Lift out, unaltered, the lines of the material below between the line holding "Rebuild this screenshot" and the line holding "import React from 'react';", counting both.

(Collected data)
============================================================
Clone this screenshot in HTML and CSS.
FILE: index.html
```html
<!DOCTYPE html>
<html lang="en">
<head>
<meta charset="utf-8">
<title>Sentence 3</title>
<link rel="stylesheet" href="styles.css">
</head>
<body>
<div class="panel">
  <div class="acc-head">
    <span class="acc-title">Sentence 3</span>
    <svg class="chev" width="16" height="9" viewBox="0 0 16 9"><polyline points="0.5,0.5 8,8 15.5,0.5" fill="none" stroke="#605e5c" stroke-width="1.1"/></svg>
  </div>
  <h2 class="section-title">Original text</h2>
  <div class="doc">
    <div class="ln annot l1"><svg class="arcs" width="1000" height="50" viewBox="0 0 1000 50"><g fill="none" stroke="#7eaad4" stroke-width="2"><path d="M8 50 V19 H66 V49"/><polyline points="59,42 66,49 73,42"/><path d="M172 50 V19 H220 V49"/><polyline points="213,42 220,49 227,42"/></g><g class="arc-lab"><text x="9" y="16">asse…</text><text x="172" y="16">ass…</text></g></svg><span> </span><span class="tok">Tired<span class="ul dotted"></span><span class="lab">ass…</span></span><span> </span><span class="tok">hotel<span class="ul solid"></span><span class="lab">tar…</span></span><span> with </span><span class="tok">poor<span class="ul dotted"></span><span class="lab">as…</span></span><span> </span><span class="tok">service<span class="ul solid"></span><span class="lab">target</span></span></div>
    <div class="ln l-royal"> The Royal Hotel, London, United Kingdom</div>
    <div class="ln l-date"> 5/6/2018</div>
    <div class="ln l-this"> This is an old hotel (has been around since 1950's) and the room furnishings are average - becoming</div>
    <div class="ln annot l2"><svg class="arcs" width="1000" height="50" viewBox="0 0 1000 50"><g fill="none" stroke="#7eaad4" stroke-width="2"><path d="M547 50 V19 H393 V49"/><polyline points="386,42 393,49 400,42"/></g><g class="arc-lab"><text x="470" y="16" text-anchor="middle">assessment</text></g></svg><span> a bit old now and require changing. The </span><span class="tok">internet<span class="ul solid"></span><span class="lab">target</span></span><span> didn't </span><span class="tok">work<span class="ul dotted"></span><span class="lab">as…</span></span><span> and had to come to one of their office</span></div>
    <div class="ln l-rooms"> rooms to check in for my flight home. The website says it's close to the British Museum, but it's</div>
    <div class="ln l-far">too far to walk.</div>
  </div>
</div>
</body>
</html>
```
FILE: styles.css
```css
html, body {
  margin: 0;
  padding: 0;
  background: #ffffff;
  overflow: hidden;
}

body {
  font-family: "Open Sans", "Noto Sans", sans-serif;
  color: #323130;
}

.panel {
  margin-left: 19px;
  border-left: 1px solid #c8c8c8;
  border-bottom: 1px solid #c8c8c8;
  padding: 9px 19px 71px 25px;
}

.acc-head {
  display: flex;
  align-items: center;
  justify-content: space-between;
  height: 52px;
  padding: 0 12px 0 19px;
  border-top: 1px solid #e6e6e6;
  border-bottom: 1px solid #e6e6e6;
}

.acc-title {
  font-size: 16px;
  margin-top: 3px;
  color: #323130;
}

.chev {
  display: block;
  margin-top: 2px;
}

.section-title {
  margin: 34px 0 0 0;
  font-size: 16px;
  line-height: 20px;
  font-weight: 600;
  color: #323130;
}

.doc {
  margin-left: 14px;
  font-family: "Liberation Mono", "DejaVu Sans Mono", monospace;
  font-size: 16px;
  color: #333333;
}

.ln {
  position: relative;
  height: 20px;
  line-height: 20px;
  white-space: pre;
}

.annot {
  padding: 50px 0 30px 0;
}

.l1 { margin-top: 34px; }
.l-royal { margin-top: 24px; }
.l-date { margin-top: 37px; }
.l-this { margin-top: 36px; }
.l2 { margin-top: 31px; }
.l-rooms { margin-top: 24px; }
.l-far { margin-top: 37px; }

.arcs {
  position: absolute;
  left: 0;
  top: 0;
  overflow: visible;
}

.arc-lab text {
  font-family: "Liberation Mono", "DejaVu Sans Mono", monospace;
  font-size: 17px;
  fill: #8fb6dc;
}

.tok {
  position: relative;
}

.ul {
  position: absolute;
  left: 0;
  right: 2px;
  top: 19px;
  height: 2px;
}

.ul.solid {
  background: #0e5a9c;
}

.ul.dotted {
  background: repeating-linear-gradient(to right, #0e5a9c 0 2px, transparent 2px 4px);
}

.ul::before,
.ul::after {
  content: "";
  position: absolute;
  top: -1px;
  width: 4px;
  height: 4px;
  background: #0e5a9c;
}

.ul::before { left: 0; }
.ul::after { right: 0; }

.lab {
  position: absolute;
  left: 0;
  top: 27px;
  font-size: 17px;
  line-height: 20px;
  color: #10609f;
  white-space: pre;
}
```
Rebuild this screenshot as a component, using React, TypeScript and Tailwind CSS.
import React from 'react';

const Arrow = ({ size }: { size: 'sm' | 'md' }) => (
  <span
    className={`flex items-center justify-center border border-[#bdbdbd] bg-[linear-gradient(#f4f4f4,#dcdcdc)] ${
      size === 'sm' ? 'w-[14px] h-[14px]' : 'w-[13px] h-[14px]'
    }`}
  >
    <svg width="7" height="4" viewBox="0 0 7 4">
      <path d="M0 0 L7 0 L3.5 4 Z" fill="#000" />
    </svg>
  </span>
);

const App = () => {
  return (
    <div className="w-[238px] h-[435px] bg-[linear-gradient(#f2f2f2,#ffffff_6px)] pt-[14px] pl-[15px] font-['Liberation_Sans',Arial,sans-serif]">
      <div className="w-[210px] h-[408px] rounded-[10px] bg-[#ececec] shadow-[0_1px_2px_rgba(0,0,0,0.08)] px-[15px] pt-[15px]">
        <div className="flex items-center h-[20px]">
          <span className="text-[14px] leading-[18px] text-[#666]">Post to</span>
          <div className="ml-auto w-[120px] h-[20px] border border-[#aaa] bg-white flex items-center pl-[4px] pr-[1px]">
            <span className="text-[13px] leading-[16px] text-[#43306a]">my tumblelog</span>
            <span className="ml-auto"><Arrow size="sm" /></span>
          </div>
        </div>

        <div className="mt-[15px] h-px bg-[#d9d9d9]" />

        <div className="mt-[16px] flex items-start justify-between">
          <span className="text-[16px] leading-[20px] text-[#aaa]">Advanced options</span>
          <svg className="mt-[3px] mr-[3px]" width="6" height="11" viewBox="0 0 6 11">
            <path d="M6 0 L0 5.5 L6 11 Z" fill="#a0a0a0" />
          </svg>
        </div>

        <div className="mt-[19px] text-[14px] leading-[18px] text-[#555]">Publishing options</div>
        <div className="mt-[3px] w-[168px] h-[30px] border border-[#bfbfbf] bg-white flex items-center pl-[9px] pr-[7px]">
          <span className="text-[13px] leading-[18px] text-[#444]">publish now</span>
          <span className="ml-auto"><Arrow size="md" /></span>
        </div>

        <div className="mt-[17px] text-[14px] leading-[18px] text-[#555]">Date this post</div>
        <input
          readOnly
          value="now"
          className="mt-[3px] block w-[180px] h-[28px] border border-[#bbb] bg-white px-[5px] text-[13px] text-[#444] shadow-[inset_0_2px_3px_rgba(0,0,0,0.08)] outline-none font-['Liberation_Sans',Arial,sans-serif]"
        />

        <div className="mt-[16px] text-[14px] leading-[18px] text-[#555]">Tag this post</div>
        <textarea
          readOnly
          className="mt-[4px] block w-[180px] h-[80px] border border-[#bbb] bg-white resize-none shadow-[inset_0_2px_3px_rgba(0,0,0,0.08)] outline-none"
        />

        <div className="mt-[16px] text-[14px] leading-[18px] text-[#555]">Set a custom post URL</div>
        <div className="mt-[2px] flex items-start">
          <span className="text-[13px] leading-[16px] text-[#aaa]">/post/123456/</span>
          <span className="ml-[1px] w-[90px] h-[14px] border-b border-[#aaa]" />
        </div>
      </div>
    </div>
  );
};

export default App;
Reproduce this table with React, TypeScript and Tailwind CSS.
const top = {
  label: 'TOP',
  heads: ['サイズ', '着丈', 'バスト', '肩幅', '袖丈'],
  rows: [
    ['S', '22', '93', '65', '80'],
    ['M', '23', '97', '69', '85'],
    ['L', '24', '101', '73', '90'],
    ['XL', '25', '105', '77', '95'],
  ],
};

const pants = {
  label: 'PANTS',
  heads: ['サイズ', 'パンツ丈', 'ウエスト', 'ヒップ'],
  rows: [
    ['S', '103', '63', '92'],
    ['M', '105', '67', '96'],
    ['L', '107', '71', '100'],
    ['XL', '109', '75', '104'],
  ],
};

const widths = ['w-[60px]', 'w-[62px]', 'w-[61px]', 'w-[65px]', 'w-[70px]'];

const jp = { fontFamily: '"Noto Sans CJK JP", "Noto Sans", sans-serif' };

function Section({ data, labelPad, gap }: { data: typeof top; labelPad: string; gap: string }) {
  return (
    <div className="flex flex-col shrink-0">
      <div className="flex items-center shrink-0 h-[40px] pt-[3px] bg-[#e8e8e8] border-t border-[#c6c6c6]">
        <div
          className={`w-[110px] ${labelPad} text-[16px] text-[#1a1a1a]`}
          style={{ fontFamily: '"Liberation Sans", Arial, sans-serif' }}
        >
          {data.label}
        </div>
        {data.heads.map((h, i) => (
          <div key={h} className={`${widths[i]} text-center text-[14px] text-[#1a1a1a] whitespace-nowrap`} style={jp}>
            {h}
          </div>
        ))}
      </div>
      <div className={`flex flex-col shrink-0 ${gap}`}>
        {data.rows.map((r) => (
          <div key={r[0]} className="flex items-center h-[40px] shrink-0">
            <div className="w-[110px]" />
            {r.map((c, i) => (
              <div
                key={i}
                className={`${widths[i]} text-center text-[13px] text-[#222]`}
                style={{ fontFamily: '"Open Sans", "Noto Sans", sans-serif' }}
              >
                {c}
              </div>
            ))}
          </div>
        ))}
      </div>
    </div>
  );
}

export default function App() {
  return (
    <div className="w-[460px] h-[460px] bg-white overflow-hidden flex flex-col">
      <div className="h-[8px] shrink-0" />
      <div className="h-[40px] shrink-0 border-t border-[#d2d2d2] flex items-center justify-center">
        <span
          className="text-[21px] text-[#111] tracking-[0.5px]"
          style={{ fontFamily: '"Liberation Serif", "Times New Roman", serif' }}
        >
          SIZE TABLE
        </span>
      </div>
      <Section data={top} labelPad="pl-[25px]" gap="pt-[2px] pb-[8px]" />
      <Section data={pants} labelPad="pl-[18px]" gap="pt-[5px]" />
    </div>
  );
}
============================================================
Written answer -
Rebuild this screenshot as a component, using React, TypeScript and Tailwind CSS.
import React from 'react';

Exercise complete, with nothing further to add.